Corriere del Veneto (Vicenza e Bassano)
Gemmo lo aveva licenziato ingiustamente dieci anni fa Risarcito con 128 mila euro
Tre gradi di giudizio hanno sancito l’obbligo per il colosso vicentino di risarcire il dipendente Processo infinito
E’ durata quasi dieci anni la causa di lavoro che ha visto disputarsi in primo, secondo e terzo grado, le ragioni di un licenziamento fatto dalla Gemmo spa, colosso dell’impiantistica e della meccanica di Arcugnano, ai danni di un suo dipendente, un operaio straniero lasciato a casa senza giusta causa.
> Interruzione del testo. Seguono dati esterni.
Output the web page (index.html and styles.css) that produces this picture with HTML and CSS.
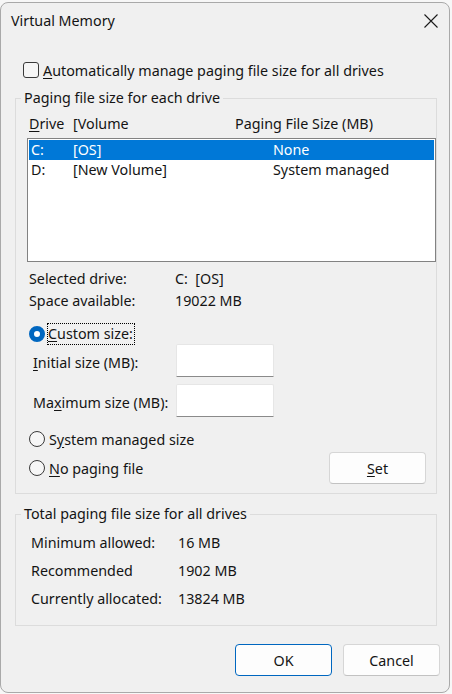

Nei giorni scorsi è giunta la Cassazione a mettere la parola fine alle controversie giudiziarie, dando definitivamente ragione all’operaio e condannando la Gemmo a risarcire l’ex dipendente con circa 128mila euro, a versare le spese legali sostenute dallo straniero, nonché applicando anche una sanzione prevista dalla legge di stabilità del 2013 che impone all’azienda di versare un contributo di spesa ulteriore.
Con una sentenza depositata il 7 gennaio del 2016 la Corte d’Appello di Venezia, riformando in parte la sentenza di primo grado del tribunale di Vicenza, aveva condannato la Gemmo spa a pagare l’ex operaio Nediljko Beslic la somma di 127 mila 901 euro e cinque centesimi a titolo del risarcisuo mento del danno ex articolo 18 della legge 300 del 1970 (testo antecedente la riforma Fornero), in quanto l’operaio era stato licenziato senza giusta causa. La Gemmo ha impugnato il provvedimento portando all’attenzione della Corte alcune motivazioni che sarebbero state interpretate erroneamente dai giudici di merito (primo e secondo grado). In primo luogo la Gemmo dimostra nella sua memoria che l’operaio licenziato non si sarebbe dato abbastanza da fare per trovare una nuova occupazione subito dopo la fine dell’impiego. Essendo il risarcimento del danno proporzionato al mancato guadagno nei mesi successivi alla dismissione del rapporto di lavoro, è chiaro che più guadagna l’operaio meno deve sborsare chi l’ha licenziato. Ebbene la Gemmo rileva, a dire, che avendo l’operaio guadagnato solo 6000 euro nel 2010 ciò dimostrerebbe che Beslic non si sarebbe abbastanza impegnato a cercare un nuovo lavoro e parla esplicitamente, riferisce la Cassazione nel dispositivo, di «carenza di diligenza» nel reperimento di un altro posto di lavoro.
A questo proposito la Suprema Corte, nel considerare il rilievo, dice in sostanza che è vero che il risarcimento si conteggia considerando la perdita dello stipendio dell’operaio, ma è vero anche che trovare un altro posto di lavoro non riduce il danno che lo stesso operaio ha subito nel perdere la precedente occupazione. La Corte di Cassazione non ravvisa alcun vizio nella sentenza impugnata, ovvero non trova alcun errore nell’interpretazione e applicazione delle norme da parte dei giudici di secondo grado, tanto che gli stessi giudici di terzo grado rilevano quanto trovato anche dall’Appello, ossia che il lavoratore si era impegnato da subito a cercare un’altra occupazione, inoltre i giudici avevano tenuto conto dell’andamento del mercato del lavoro, in quel periodo non particolarmente florido.
In via definitiva, quindi, per la Cassazione i rilievi della Gemmo sono inammissibili e infondati, ecco perché i giudici hanno condannato la ditta di Arcugnano al pagamento delle spese legali dell’operaio, difeso dal legale Franco Focareta, e al risarcimento aggiuntivo previsto dalla legge di stabilità.